(Part of a data file)
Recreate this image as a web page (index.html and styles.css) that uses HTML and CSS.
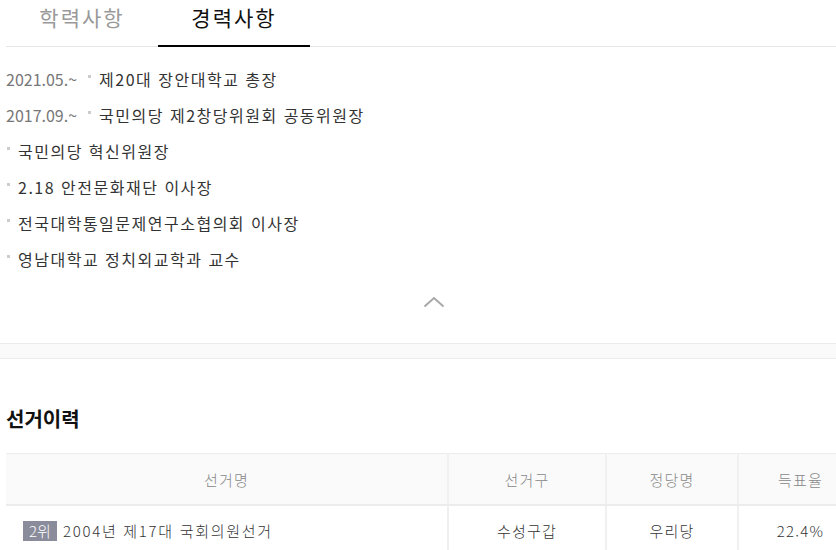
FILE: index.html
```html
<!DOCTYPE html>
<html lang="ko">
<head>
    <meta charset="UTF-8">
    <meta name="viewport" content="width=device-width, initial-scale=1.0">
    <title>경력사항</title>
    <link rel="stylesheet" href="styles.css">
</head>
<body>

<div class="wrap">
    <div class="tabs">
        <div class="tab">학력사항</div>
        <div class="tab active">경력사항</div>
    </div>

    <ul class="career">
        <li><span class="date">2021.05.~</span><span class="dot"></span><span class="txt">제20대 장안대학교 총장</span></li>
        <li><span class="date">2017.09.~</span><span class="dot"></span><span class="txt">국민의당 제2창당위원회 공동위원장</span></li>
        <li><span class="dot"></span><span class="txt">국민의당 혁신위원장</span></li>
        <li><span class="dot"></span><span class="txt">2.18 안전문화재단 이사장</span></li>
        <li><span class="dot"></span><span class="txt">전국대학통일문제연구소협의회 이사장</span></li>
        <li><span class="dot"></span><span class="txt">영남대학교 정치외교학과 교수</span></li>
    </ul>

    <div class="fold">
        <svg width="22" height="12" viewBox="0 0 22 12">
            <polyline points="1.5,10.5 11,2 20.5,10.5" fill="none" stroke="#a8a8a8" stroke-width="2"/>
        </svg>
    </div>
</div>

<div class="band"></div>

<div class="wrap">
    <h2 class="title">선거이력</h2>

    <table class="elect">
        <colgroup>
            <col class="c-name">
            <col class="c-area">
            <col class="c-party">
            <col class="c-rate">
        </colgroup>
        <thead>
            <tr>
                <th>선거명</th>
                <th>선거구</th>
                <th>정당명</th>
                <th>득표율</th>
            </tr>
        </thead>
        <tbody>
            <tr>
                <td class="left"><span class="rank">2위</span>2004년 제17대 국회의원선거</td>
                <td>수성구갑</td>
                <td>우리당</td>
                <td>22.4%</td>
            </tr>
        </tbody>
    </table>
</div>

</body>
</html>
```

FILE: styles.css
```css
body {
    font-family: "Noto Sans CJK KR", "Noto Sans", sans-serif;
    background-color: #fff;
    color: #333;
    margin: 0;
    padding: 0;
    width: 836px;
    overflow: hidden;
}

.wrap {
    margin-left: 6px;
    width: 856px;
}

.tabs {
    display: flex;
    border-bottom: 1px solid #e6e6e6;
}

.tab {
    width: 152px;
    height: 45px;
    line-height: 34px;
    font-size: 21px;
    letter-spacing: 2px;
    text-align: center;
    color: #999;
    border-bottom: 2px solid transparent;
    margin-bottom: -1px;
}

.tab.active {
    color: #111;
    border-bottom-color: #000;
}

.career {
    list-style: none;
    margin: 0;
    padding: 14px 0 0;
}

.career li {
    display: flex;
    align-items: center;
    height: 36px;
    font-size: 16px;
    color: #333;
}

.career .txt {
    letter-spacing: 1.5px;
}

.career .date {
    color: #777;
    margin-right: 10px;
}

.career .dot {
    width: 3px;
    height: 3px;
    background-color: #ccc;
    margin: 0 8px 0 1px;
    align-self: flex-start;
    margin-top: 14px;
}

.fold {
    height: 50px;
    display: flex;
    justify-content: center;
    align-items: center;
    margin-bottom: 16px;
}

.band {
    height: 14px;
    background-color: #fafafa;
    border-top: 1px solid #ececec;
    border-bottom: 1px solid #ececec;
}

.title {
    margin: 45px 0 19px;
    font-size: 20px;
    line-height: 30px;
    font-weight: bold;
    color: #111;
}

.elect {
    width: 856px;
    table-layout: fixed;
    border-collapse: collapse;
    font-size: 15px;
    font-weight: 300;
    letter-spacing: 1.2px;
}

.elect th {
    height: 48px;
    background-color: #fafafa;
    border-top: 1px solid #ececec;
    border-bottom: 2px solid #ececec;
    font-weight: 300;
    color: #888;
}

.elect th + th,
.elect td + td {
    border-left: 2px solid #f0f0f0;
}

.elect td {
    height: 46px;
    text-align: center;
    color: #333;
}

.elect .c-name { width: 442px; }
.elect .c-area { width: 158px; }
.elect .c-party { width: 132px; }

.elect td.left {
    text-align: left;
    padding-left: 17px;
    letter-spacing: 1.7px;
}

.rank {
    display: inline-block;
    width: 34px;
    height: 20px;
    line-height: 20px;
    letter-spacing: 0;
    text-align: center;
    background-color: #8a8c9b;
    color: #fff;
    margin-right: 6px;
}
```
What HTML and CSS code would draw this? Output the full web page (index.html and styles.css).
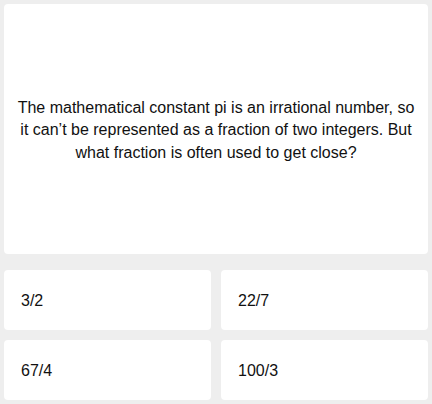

(EXERCISE DESCRIPTION) Transcribe all of the records above character for character. Exclude the pictures.

(SOLUTION FOR THIS PROBLEM)
Recreate this image as a web page (index.html and styles.css) that uses HTML and CSS.
FILE: index.html
```html
<!DOCTYPE html>
<html lang="ko">
<head>
    <meta charset="UTF-8">
    <meta name="viewport" content="width=device-width, initial-scale=1.0">
    <title>경력사항</title>
    <link rel="stylesheet" href="styles.css">
</head>
<body>

<div class="wrap">
    <div class="tabs">
        <div class="tab">학력사항</div>
        <div class="tab active">경력사항</div>
    </div>

    <ul class="career">
        <li><span class="date">2021.05.~</span><span class="dot"></span><span class="txt">제20대 장안대학교 총장</span></li>
        <li><span class="date">2017.09.~</span><span class="dot"></span><span class="txt">국민의당 제2창당위원회 공동위원장</span></li>
        <li><span class="dot"></span><span class="txt">국민의당 혁신위원장</span></li>
        <li><span class="dot"></span><span class="txt">2.18 안전문화재단 이사장</span></li>
        <li><span class="dot"></span><span class="txt">전국대학통일문제연구소협의회 이사장</span></li>
        <li><span class="dot"></span><span class="txt">영남대학교 정치외교학과 교수</span></li>
    </ul>

    <div class="fold">
        <svg width="22" height="12" viewBox="0 0 22 12">
            <polyline points="1.5,10.5 11,2 20.5,10.5" fill="none" stroke="#a8a8a8" stroke-width="2"/>
        </svg>
    </div>
</div>

<div class="band"></div>

<div class="wrap">
    <h2 class="title">선거이력</h2>

    <table class="elect">
        <colgroup>
            <col class="c-name">
            <col class="c-area">
            <col class="c-party">
            <col class="c-rate">
        </colgroup>
        <thead>
            <tr>
                <th>선거명</th>
                <th>선거구</th>
                <th>정당명</th>
                <th>득표율</th>
            </tr>
        </thead>
        <tbody>
            <tr>
                <td class="left"><span class="rank">2위</span>2004년 제17대 국회의원선거</td>
                <td>수성구갑</td>
                <td>우리당</td>
                <td>22.4%</td>
            </tr>
        </tbody>
    </table>
</div>

</body>
</html>
```

FILE: styles.css
```css
body {
    font-family: "Noto Sans CJK KR", "Noto Sans", sans-serif;
    background-color: #fff;
    color: #333;
    margin: 0;
    padding: 0;
    width: 836px;
    overflow: hidden;
}

.wrap {
    margin-left: 6px;
    width: 856px;
}

.tabs {
    display: flex;
    border-bottom: 1px solid #e6e6e6;
}

.tab {
    width: 152px;
    height: 45px;
    line-height: 34px;
    font-size: 21px;
    letter-spacing: 2px;
    text-align: center;
    color: #999;
    border-bottom: 2px solid transparent;
    margin-bottom: -1px;
}

.tab.active {
    color: #111;
    border-bottom-color: #000;
}

.career {
    list-style: none;
    margin: 0;
    padding: 14px 0 0;
}

.career li {
    display: flex;
    align-items: center;
    height: 36px;
    font-size: 16px;
    color: #333;
}

.career .txt {
    letter-spacing: 1.5px;
}

.career .date {
    color: #777;
    margin-right: 10px;
}

.career .dot {
    width: 3px;
    height: 3px;
    background-color: #ccc;
    margin: 0 8px 0 1px;
    align-self: flex-start;
    margin-top: 14px;
}

.fold {
    height: 50px;
    display: flex;
    justify-content: center;
    align-items: center;
    margin-bottom: 16px;
}

.band {
    height: 14px;
    background-color: #fafafa;
    border-top: 1px solid #ececec;
    border-bottom: 1px solid #ececec;
}

.title {
    margin: 45px 0 19px;
    font-size: 20px;
    line-height: 30px;
    font-weight: bold;
    color: #111;
}

.elect {
    width: 856px;
    table-layout: fixed;
    border-collapse: collapse;
    font-size: 15px;
    font-weight: 300;
    letter-spacing: 1.2px;
}

.elect th {
    height: 48px;
    background-color: #fafafa;
    border-top: 1px solid #ececec;
    border-bottom: 2px solid #ececec;
    font-weight: 300;
    color: #888;
}

.elect th + th,
.elect td + td {
    border-left: 2px solid #f0f0f0;
}

.elect td {
    height: 46px;
    text-align: center;
    color: #333;
}

.elect .c-name { width: 442px; }
.elect .c-area { width: 158px; }
.elect .c-party { width: 132px; }

.elect td.left {
    text-align: left;
    padding-left: 17px;
    letter-spacing: 1.7px;
}

.rank {
    display: inline-block;
    width: 34px;
    height: 20px;
    line-height: 20px;
    letter-spacing: 0;
    text-align: center;
    background-color: #8a8c9b;
    color: #fff;
    margin-right: 6px;
}
```
What HTML and CSS code would draw this? Output the full web page (index.html and styles.css).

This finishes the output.